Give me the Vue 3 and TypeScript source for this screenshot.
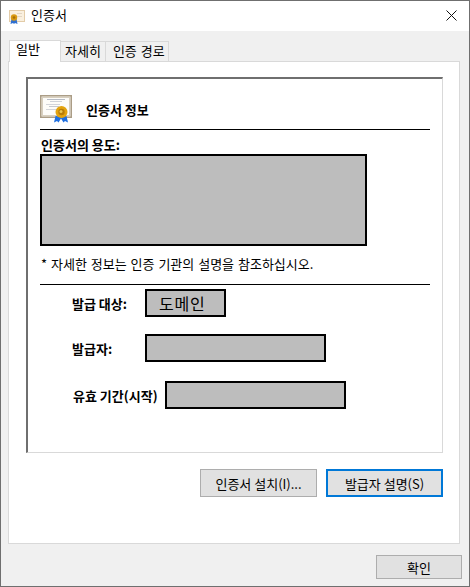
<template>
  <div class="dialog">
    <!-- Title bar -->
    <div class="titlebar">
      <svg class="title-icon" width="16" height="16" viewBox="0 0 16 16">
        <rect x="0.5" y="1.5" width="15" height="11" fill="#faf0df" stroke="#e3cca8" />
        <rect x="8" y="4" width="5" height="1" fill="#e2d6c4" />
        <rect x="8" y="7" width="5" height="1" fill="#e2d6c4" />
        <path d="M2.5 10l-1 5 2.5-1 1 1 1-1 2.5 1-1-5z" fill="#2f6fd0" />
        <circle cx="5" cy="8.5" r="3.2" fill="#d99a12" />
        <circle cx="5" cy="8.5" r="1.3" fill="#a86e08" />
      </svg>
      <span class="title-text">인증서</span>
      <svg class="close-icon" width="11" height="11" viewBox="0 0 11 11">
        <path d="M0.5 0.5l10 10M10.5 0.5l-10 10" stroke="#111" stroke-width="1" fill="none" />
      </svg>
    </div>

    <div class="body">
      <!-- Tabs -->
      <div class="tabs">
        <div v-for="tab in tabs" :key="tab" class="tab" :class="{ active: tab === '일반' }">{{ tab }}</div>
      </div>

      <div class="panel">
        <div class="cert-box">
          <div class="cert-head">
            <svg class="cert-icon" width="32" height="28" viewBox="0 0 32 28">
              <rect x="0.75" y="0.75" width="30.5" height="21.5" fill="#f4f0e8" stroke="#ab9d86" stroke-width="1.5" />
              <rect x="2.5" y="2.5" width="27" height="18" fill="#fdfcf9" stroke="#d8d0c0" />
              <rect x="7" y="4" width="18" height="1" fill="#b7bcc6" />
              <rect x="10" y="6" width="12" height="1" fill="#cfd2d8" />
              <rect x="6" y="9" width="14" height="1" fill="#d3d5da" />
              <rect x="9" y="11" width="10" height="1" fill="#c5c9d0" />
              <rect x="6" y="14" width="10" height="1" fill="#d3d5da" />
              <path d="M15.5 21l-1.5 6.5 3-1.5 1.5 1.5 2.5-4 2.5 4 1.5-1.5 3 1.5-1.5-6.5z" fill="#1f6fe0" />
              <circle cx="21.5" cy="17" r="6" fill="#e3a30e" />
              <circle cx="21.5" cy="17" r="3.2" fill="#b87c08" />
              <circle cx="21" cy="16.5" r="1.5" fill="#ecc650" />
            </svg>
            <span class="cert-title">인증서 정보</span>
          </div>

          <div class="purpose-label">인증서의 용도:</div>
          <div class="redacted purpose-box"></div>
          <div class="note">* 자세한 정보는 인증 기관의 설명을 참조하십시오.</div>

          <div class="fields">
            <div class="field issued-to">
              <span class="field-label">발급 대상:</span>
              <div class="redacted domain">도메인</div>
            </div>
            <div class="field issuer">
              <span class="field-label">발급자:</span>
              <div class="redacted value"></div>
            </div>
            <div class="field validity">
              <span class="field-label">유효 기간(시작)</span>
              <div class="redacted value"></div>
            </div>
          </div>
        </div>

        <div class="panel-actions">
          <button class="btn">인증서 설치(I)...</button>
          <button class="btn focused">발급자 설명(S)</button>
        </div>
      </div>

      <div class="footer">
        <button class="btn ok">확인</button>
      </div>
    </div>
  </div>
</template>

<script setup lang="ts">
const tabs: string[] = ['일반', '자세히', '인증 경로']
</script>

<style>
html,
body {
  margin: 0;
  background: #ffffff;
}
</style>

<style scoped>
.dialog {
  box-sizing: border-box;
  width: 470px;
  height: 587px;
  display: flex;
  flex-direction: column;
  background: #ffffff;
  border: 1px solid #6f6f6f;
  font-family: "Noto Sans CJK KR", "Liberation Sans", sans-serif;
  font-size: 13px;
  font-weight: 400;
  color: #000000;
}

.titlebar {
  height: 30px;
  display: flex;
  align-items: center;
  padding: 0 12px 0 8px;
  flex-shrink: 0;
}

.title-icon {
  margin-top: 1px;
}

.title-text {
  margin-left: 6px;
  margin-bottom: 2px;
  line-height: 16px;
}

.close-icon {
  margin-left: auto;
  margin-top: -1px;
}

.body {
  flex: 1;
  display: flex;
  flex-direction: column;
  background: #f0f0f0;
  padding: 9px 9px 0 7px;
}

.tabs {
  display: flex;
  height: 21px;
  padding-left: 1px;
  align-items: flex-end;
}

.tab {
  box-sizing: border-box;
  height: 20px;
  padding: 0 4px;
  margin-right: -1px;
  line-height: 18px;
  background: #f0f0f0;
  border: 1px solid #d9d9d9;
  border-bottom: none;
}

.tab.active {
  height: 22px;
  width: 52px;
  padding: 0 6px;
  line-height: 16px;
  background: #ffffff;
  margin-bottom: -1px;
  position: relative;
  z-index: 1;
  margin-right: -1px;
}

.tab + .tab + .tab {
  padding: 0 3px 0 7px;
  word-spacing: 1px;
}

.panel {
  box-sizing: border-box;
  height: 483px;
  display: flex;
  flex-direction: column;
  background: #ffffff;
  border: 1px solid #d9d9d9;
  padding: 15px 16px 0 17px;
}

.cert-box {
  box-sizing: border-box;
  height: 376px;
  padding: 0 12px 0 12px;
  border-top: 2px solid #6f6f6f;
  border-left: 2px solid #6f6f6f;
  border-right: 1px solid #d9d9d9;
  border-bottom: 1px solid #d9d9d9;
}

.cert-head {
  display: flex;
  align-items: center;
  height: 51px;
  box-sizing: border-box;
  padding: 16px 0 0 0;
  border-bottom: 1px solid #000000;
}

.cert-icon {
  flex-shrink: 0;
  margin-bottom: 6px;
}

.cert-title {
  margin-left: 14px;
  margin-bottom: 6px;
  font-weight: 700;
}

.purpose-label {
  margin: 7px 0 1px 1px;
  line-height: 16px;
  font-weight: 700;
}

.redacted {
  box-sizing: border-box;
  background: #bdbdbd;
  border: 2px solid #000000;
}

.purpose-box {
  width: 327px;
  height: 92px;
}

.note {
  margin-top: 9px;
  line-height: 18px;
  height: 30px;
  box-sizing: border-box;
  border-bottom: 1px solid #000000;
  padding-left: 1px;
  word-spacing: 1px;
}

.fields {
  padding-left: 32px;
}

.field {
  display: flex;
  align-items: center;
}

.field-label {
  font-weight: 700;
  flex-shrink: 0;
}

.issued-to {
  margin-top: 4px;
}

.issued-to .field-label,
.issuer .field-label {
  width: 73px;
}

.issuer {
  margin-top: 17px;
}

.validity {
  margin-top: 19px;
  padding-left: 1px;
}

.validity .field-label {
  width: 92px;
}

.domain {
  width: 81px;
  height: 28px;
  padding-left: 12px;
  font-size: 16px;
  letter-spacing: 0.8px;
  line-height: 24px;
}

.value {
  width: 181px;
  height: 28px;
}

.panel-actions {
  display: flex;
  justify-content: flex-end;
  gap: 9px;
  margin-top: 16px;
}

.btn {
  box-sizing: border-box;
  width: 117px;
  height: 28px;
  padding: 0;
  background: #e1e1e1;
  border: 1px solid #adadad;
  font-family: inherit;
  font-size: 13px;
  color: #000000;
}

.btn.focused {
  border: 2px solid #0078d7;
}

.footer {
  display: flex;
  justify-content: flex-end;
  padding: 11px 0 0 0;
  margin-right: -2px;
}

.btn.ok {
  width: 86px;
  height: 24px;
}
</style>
★ ★ ★
TASK GOAL: Omit each picture, then return all of the listing exactly as it stands.

RESPONSE TO THE EXERCISE:
Give me the Vue 3 and TypeScript source for this screenshot.
<template>
  <div class="dialog">
    <!-- Title bar -->
    <div class="titlebar">
      <svg class="title-icon" width="16" height="16" viewBox="0 0 16 16">
        <rect x="0.5" y="1.5" width="15" height="11" fill="#faf0df" stroke="#e3cca8" />
        <rect x="8" y="4" width="5" height="1" fill="#e2d6c4" />
        <rect x="8" y="7" width="5" height="1" fill="#e2d6c4" />
        <path d="M2.5 10l-1 5 2.5-1 1 1 1-1 2.5 1-1-5z" fill="#2f6fd0" />
        <circle cx="5" cy="8.5" r="3.2" fill="#d99a12" />
        <circle cx="5" cy="8.5" r="1.3" fill="#a86e08" />
      </svg>
      <span class="title-text">인증서</span>
      <svg class="close-icon" width="11" height="11" viewBox="0 0 11 11">
        <path d="M0.5 0.5l10 10M10.5 0.5l-10 10" stroke="#111" stroke-width="1" fill="none" />
      </svg>
    </div>

    <div class="body">
      <!-- Tabs -->
      <div class="tabs">
        <div v-for="tab in tabs" :key="tab" class="tab" :class="{ active: tab === '일반' }">{{ tab }}</div>
      </div>

      <div class="panel">
        <div class="cert-box">
          <div class="cert-head">
            <svg class="cert-icon" width="32" height="28" viewBox="0 0 32 28">
              <rect x="0.75" y="0.75" width="30.5" height="21.5" fill="#f4f0e8" stroke="#ab9d86" stroke-width="1.5" />
              <rect x="2.5" y="2.5" width="27" height="18" fill="#fdfcf9" stroke="#d8d0c0" />
              <rect x="7" y="4" width="18" height="1" fill="#b7bcc6" />
              <rect x="10" y="6" width="12" height="1" fill="#cfd2d8" />
              <rect x="6" y="9" width="14" height="1" fill="#d3d5da" />
              <rect x="9" y="11" width="10" height="1" fill="#c5c9d0" />
              <rect x="6" y="14" width="10" height="1" fill="#d3d5da" />
              <path d="M15.5 21l-1.5 6.5 3-1.5 1.5 1.5 2.5-4 2.5 4 1.5-1.5 3 1.5-1.5-6.5z" fill="#1f6fe0" />
              <circle cx="21.5" cy="17" r="6" fill="#e3a30e" />
              <circle cx="21.5" cy="17" r="3.2" fill="#b87c08" />
              <circle cx="21" cy="16.5" r="1.5" fill="#ecc650" />
            </svg>
            <span class="cert-title">인증서 정보</span>
          </div>

          <div class="purpose-label">인증서의 용도:</div>
          <div class="redacted purpose-box"></div>
          <div class="note">* 자세한 정보는 인증 기관의 설명을 참조하십시오.</div>

          <div class="fields">
            <div class="field issued-to">
              <span class="field-label">발급 대상:</span>
              <div class="redacted domain">도메인</div>
            </div>
            <div class="field issuer">
              <span class="field-label">발급자:</span>
              <div class="redacted value"></div>
            </div>
            <div class="field validity">
              <span class="field-label">유효 기간(시작)</span>
              <div class="redacted value"></div>
            </div>
          </div>
        </div>

        <div class="panel-actions">
          <button class="btn">인증서 설치(I)...</button>
          <button class="btn focused">발급자 설명(S)</button>
        </div>
      </div>

      <div class="footer">
        <button class="btn ok">확인</button>
      </div>
    </div>
  </div>
</template>

<script setup lang="ts">
const tabs: string[] = ['일반', '자세히', '인증 경로']
</script>

<style>
html,
body {
  margin: 0;
  background: #ffffff;
}
</style>

<style scoped>
.dialog {
  box-sizing: border-box;
  width: 470px;
  height: 587px;
  display: flex;
  flex-direction: column;
  background: #ffffff;
  border: 1px solid #6f6f6f;
  font-family: "Noto Sans CJK KR", "Liberation Sans", sans-serif;
  font-size: 13px;
  font-weight: 400;
  color: #000000;
}

.titlebar {
  height: 30px;
  display: flex;
  align-items: center;
  padding: 0 12px 0 8px;
  flex-shrink: 0;
}

.title-icon {
  margin-top: 1px;
}

.title-text {
  margin-left: 6px;
  margin-bottom: 2px;
  line-height: 16px;
}

.close-icon {
  margin-left: auto;
  margin-top: -1px;
}

.body {
  flex: 1;
  display: flex;
  flex-direction: column;
  background: #f0f0f0;
  padding: 9px 9px 0 7px;
}

.tabs {
  display: flex;
  height: 21px;
  padding-left: 1px;
  align-items: flex-end;
}

.tab {
  box-sizing: border-box;
  height: 20px;
  padding: 0 4px;
  margin-right: -1px;
  line-height: 18px;
  background: #f0f0f0;
  border: 1px solid #d9d9d9;
  border-bottom: none;
}

.tab.active {
  height: 22px;
  width: 52px;
  padding: 0 6px;
  line-height: 16px;
  background: #ffffff;
  margin-bottom: -1px;
  position: relative;
  z-index: 1;
  margin-right: -1px;
}

.tab + .tab + .tab {
  padding: 0 3px 0 7px;
  word-spacing: 1px;
}

.panel {
  box-sizing: border-box;
  height: 483px;
  display: flex;
  flex-direction: column;
  background: #ffffff;
  border: 1px solid #d9d9d9;
  padding: 15px 16px 0 17px;
}

.cert-box {
  box-sizing: border-box;
  height: 376px;
  padding: 0 12px 0 12px;
  border-top: 2px solid #6f6f6f;
  border-left: 2px solid #6f6f6f;
  border-right: 1px solid #d9d9d9;
  border-bottom: 1px solid #d9d9d9;
}

.cert-head {
  display: flex;
  align-items: center;
  height: 51px;
  box-sizing: border-box;
  padding: 16px 0 0 0;
  border-bottom: 1px solid #000000;
}

.cert-icon {
  flex-shrink: 0;
  margin-bottom: 6px;
}

.cert-title {
  margin-left: 14px;
  margin-bottom: 6px;
  font-weight: 700;
}

.purpose-label {
  margin: 7px 0 1px 1px;
  line-height: 16px;
  font-weight: 700;
}

.redacted {
  box-sizing: border-box;
  background: #bdbdbd;
  border: 2px solid #000000;
}

.purpose-box {
  width: 327px;
  height: 92px;
}

.note {
  margin-top: 9px;
  line-height: 18px;
  height: 30px;
  box-sizing: border-box;
  border-bottom: 1px solid #000000;
  padding-left: 1px;
  word-spacing: 1px;
}

.fields {
  padding-left: 32px;
}

.field {
  display: flex;
  align-items: center;
}

.field-label {
  font-weight: 700;
  flex-shrink: 0;
}

.issued-to {
  margin-top: 4px;
}

.issued-to .field-label,
.issuer .field-label {
  width: 73px;
}

.issuer {
  margin-top: 17px;
}

.validity {
  margin-top: 19px;
  padding-left: 1px;
}

.validity .field-label {
  width: 92px;
}

.domain {
  width: 81px;
  height: 28px;
  padding-left: 12px;
  font-size: 16px;
  letter-spacing: 0.8px;
  line-height: 24px;
}

.value {
  width: 181px;
  height: 28px;
}

.panel-actions {
  display: flex;
  justify-content: flex-end;
  gap: 9px;
  margin-top: 16px;
}

.btn {
  box-sizing: border-box;
  width: 117px;
  height: 28px;
  padding: 0;
  background: #e1e1e1;
  border: 1px solid #adadad;
  font-family: inherit;
  font-size: 13px;
  color: #000000;
}

.btn.focused {
  border: 2px solid #0078d7;
}

.footer {
  display: flex;
  justify-content: flex-end;
  padding: 11px 0 0 0;
  margin-right: -2px;
}

.btn.ok {
  width: 86px;
  height: 24px;
}
</style>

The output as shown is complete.